Now the Baltimore Sun comes in with "The IACP reissued its call for a ban in September, noting a 59 percent increase in the number of law enforcement officers shot and killed this year compared with 2006....The group attributed the spike in police deaths to an increase in violent crime, the availability of guns and the absence of an assault weapons ban." I won't go into how misleading these pieces are (including quoting rates of fire for full auto weapons, and referring to former Soviet bloc guns flooding the streets) but it's immediately noticeable that when it comes to the core of the story ... officers being shot with "assault rifles" ... there are no figures given in either.
Here's a chart of LEOs killed feloniously (which is about the only way it can be done) in the line of duty, 1972-2006.
The worst point was 1973, 134 officers killed -- nearly twice the level that CNN and Brady call a "record." Throughout the 70s, the level remained about a hundred per year. In 1993, BEFORE the assault gun ban, it had declined to 70 per year. The same in 1994, first year of the ban. For the ten years of the ban, it see-sawed, mostly in the 50s and 60s. 2004, as the ban ends, it was at 57.

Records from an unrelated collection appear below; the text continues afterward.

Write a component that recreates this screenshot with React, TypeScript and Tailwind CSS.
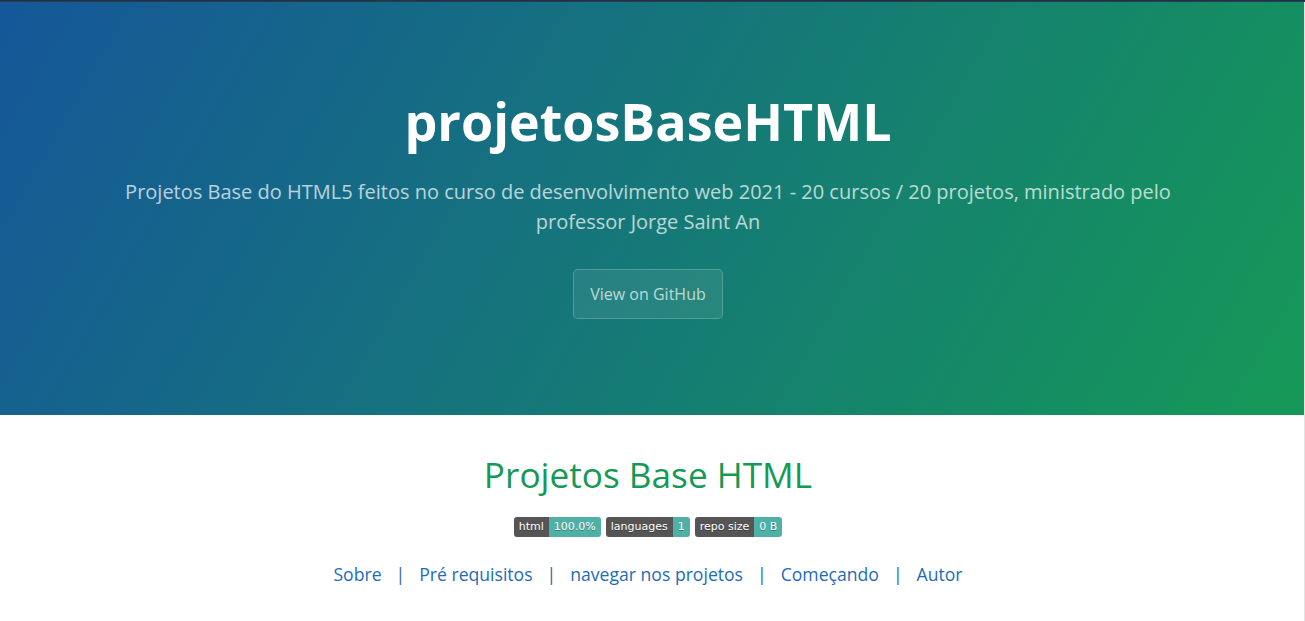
import React from 'react';

const Badge = ({ label, value }: { label: string; value: string }) => (
  <span className="inline-flex h-5 overflow-hidden rounded-[3px] text-[11px] leading-5 text-white [font-family:'DejaVu_Sans',Verdana,sans-serif] [text-shadow:0_1px_0_rgba(1,1,1,0.3)]">
    <span className="bg-[#555] px-[5px]">{label}</span>
    <span className="bg-[#4fb0a6] px-[5px]">{value}</span>
  </span>
);

const navItems = ['Sobre', 'Pré requisitos', 'navegar nos projetos', 'Começando', 'Autor'];

const App: React.FC = () => {
  return (
    <div className="flex min-h-[621px] flex-col bg-white font-['Open_Sans',Helvetica,Arial,sans-serif] text-[#606c71]">
      {/* top edge */}
      <div className="h-px bg-[#2b2f33]" />
      <div className="h-px bg-[#1d3f66]" />

      <div className="flex flex-1">
        <div className="flex-1">
          {/* Page header */}
          <section className="bg-[linear-gradient(120deg,#155799,#159957)] pl-24 pr-[104px] pt-20 pb-20 text-center text-white">
            <h1 className="mb-[1.6px] text-[52px] font-bold leading-[78px]">projetosBaseHTML</h1>
            <h2 className="mt-[16.6px] mb-8 text-xl font-normal leading-[30px] opacity-70">
              Projetos Base do HTML5 feitos no curso de desenvolvimento web 2021 - 20 cursos / 20 projetos, ministrado pelo professor Jorge Saint An
            </h2>
            <a className="mb-4 inline-block rounded-[4.8px] border border-white/20 bg-white/[0.08] px-4 py-3 text-base leading-6 text-white/70">
              View on GitHub
            </a>
          </section>

          {/* Main content */}
          <div className="pr-2">
            <section className="mx-auto max-w-[64rem] px-24 pt-[33px] pb-8 text-[17.6px] leading-[1.5]">
              <h1 className="mb-[17px] text-center text-[35.2px] font-normal leading-[52.8px] text-[#159957]">Projetos Base HTML</h1>
              <div className="mb-6 flex justify-center gap-[5px]">
                <Badge label="html" value="100.0%" />
                <Badge label="languages" value="1" />
                <Badge label="repo size" value="0 B" />
              </div>
              <p className="flex justify-center text-[#1e6bb8]">
                {navItems.map((item, i) => (
                  <React.Fragment key={item}>
                    {i > 0 && <span className="px-[14px] text-[#2a66ad]">|</span>}
                    <a>{item}</a>
                  </React.Fragment>
                ))}
              </p>
            </section>
          </div>
        </div>
        <div className="w-px bg-[#e3e3e3]" />
      </div>
    </div>
  );
};

export default App;
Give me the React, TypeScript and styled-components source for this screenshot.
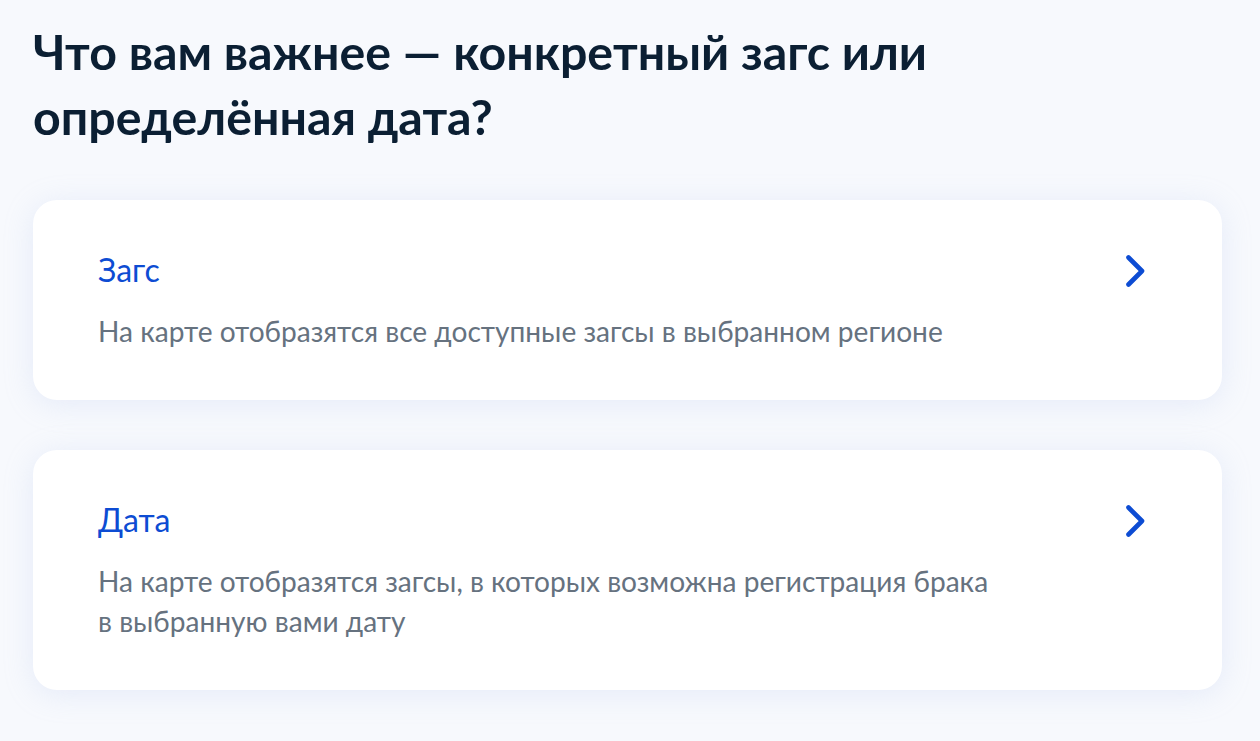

But if we're talking assault rifles, maybe we ought to look at that specifically. Unfortunately, I can't find any breakdown for that (because there is no real definition of assault rifle in semiauto form), but we can look at rifles in general.
Here's a table of weapons used to kill LEOs. Over the 1990s, rifles (of all types) figured in around 10 officer slayings per year. In 2004, when the assault gun ban ended, it was 13. In 2005, after the ban ended, that actually fell, to 3.